Based on Ward’s data, VWA dealers averaged 441 new-vehicle deliveries in 2010. That number will have to approach 500 if the auto maker hopes to achieve Browning’s previously stated 2011 target of 300,000 sales.

Dealers are bullish. Shannon Harper, business manager of Harper Volkswagen in Knoxville, TN, says the 500 mark is doable.

“Everyone has high aspirations for the brand,” he says following a franchise meeting described by many as cordial and upbeat.

But expansion beyond 600 stores seems inevitable. Delivering 800,000 new vehicles would call for a per-store average of more than 1,300. When the U.S. market hit its peak in 2000, the industry-wide per-store average was in the 700-unit range, according to NADA data.

Browning says VWA dealers are demonstrating commitment to the brand with a “significant” amount of investment. More than 20 sites were upgraded last year.

“We’ve got a lot of refurbishment going on right now,” he adds.

In June, VWA expects to show dealers “preview” models of the all-new Passat midsize car.
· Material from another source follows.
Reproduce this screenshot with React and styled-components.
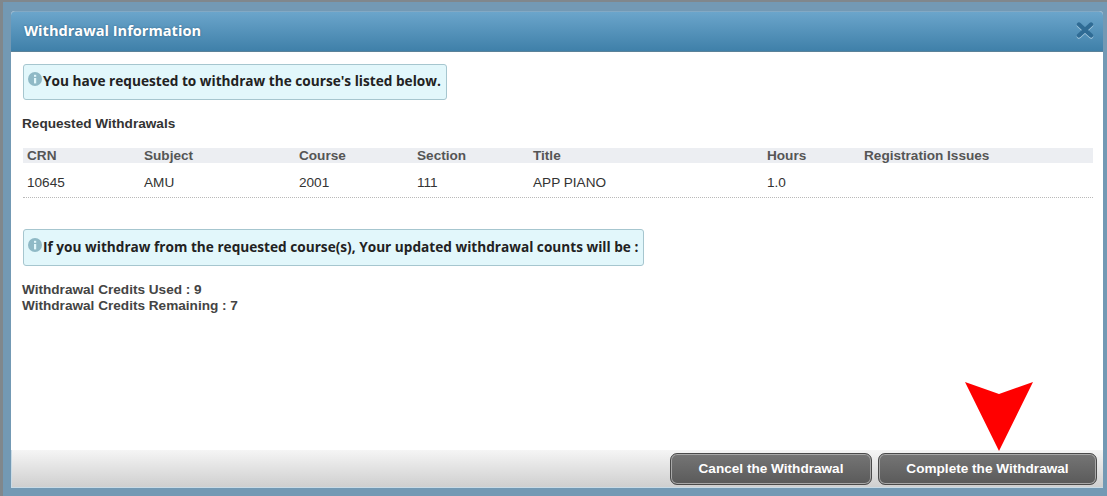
import React from "react"
import styled, { createGlobalStyle } from "styled-components"

const columns = [
    {title: "CRN", value: "10645", width: 117},
    {title: "Subject", value: "AMU", width: 155},
    {title: "Course", value: "2001", width: 118},
    {title: "Section", value: "111", width: 116},
    {title: "Title", value: "APP PIANO", width: 234},
    {title: "Hours", value: "1.0", width: 97},
    {title: "Registration Issues", value: "", width: 233},
]

const GlobalStyle = createGlobalStyle`
    html, body {
        margin: 0;
        padding: 0;
        overflow: hidden;
        background: #7399b4;
    }
`

function InfoIcon() {
    return (
        <Icon viewBox="0 0 14 14">
            <circle cx="7" cy="7" r="7" fill="#8fb9c6" />
            <rect x="6" y="6" width="2.2" height="5.4" fill="#e2f7fb" />
            <rect x="6" y="2.8" width="2.2" height="2" fill="#e2f7fb" />
        </Icon>
    )
}

export default function App() {
    return (
        <Page>
            <GlobalStyle />
            <Dialog>
                <Header>
                    <Title>Withdrawal Information</Title>
                    <CloseIcon viewBox="0 0 18 16">
                        <path d="M3 2.5 L15 13.5 M15 2.5 L3 13.5" stroke="#2f6b94" strokeWidth="4.4" strokeLinecap="round" />
                    </CloseIcon>
                </Header>
                <Body>
                    <Notice>
                        <InfoIcon />
                        <NoticeText>You have requested to withdraw the course's listed below.</NoticeText>
                    </Notice>
                    <SectionTitle>Requested Withdrawals</SectionTitle>
                    <Table>
                        <HeadRow>
                            {columns.map((item, index) => (
                                <HeadCell key={index} $width={item.width}>{item.title}</HeadCell>
                            ))}
                        </HeadRow>
                        <DataRow>
                            {columns.map((item, index) => (
                                <DataCell key={index} $width={item.width}>{item.value}</DataCell>
                            ))}
                        </DataRow>
                    </Table>
                    <SecondNotice>
                        <InfoIcon />
                        <NoticeText>If you withdraw from the requested course(s), Your updated withdrawal counts will be :</NoticeText>
                    </SecondNotice>
                    <Credits>
                        <div>Withdrawal Credits Used : 9</div>
                        <div>Withdrawal Credits Remaining : 7</div>
                    </Credits>
                </Body>
                <Footer>
                    <ActionButton $width={202}>Cancel the Withdrawal</ActionButton>
                    <ActionButton $width={219}>Complete the Withdrawal</ActionButton>
                </Footer>
                <Arrow viewBox="0 0 68 69">
                    <polygon points="0,0 34,12 68,0 34,69" fill="#ff0000" />
                </Arrow>
            </Dialog>
        </Page>
    )
}

const Page = styled.div`
    width: 1107px;
    height: 496px;
    box-sizing: border-box;
    padding: 9px 4px 8px 8px;
    background: #7399b4;
    border-top: 2px solid #80878c;
    border-left: 3px solid #80878c;
    font-family: "Liberation Sans", Arial, sans-serif;
`
const Dialog = styled.div`
    position: relative;
    display: flex;
    flex-direction: column;
    height: 100%;
    background: #ffffff;
    border-radius: 4px 4px 0 0;
`
const Header = styled.div`
    display: flex;
    align-items: center;
    justify-content: space-between;
    height: 41px;
    box-sizing: border-box;
    padding: 0 9px 0 13px;
    background: linear-gradient(#6ba5cb, #3f80a9);
    border-top: 1px solid #83a9c4;
    border-bottom: 1px solid #5b8299;
    border-radius: 4px 4px 0 0;
`
const Title = styled.div`
    margin-top: -3px;
    color: #ffffff;
    font-family: "Open Sans", "DejaVu Sans", sans-serif;
    font-size: 14.6px;
    font-weight: 700;
    text-shadow: 0 0 2px rgba(30, 70, 100, 0.6);
`
const CloseIcon = styled.svg`
    width: 18px;
    height: 16px;
    margin-top: -3px;
    filter: drop-shadow(0 1px 0 #a9cbe0);
`
const Body = styled.div`
    flex: 1;
    padding: 12px 10px 0 11px;
    color: #222222;
    font-size: 13.6px;
`
const Notice = styled.div`
    display: inline-flex;
    align-items: center;
    height: 36px;
    box-sizing: border-box;
    margin-left: 1px;
    padding: 0 5px 3px 4px;
    background: #e2f7fb;
    border: 1px solid #a6c6cf;
    border-radius: 3px;
`
const SecondNotice = styled(Notice)`
    height: 37px;
    margin-top: 31px;
`
const Icon = styled.svg`
    flex: none;
    width: 14px;
    height: 14px;
    margin-top: -3px;
    margin-right: 1px;
`
const NoticeText = styled.span`
    color: #222222;
    font-family: "Open Sans", "DejaVu Sans", sans-serif;
    font-size: 13.65px;
    font-weight: 700;
    white-space: nowrap;
`
const SectionTitle = styled.div`
    margin-top: 17px;
    height: 14px;
    line-height: 14px;
    font-weight: bold;
    color: #333333;
`
const Table = styled.div`
    margin: 17px 0 0 1px;
    width: 1070px;
`
const HeadRow = styled.div`
    display: flex;
    align-items: center;
    height: 15px;
    background: #eceef2;
`
const DataRow = styled.div`
    display: flex;
    align-items: center;
    height: 35px;
    padding-top: 5px;
    border-bottom: 1px dotted #b9b9b9;
    box-sizing: border-box;
`
const HeadCell = styled.div`
    flex: none;
    width: ${props => props.$width}px;
    padding-left: 4px;
    box-sizing: border-box;
    font-weight: bold;
    color: #555555;
    white-space: nowrap;
`
const DataCell = styled.div`
    flex: none;
    width: ${props => props.$width}px;
    padding-left: 4px;
    box-sizing: border-box;
    color: #333333;
`
const Credits = styled.div`
    margin-top: 16px;
    line-height: 16px;
    font-weight: bold;
    color: #444444;
`
const Footer = styled.div`
    display: flex;
    justify-content: flex-end;
    align-items: center;
    gap: 6px;
    height: 38px;
    box-sizing: border-box;
    padding-right: 6px;
    background: linear-gradient(#f5f5f5, #cfcfcf);
    border-left: 1px solid #c9dbe6;
    border-bottom: 1px solid #c9dbe6;
`
const ActionButton = styled.button`
    width: ${props => props.$width}px;
    height: 32px;
    padding: 0;
    border: 1px solid #4a4a4a;
    border-radius: 7px;
    background: linear-gradient(#757575, #5a5a5a);
    box-shadow: inset 0 0 0 1px #a8a8a8;
    color: #ffffff;
    font-family: "Liberation Sans", Arial, sans-serif;
    font-size: 13.6px;
    font-weight: bold;
`
const Arrow = styled.svg`
    position: absolute;
    left: 954px;
    top: 371px;
    width: 68px;
    height: 69px;
`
Pre-production units will roll off the line before the second quarter at the auto maker’s new plant in Chattanooga, TN.

Retail-market production is slated for summer, leading to showroom deliveries in early September.

As with VWA’s dealer strategy, “It’s a very measured, steady ramp-up of activity,” Browning says.

“We’re taking a step at a time,” he says. “When you consider we are still ramping up our Jetta activity, and then Passat, this is a new level of activity for VW in the U.S. market, in terms of the recent past.”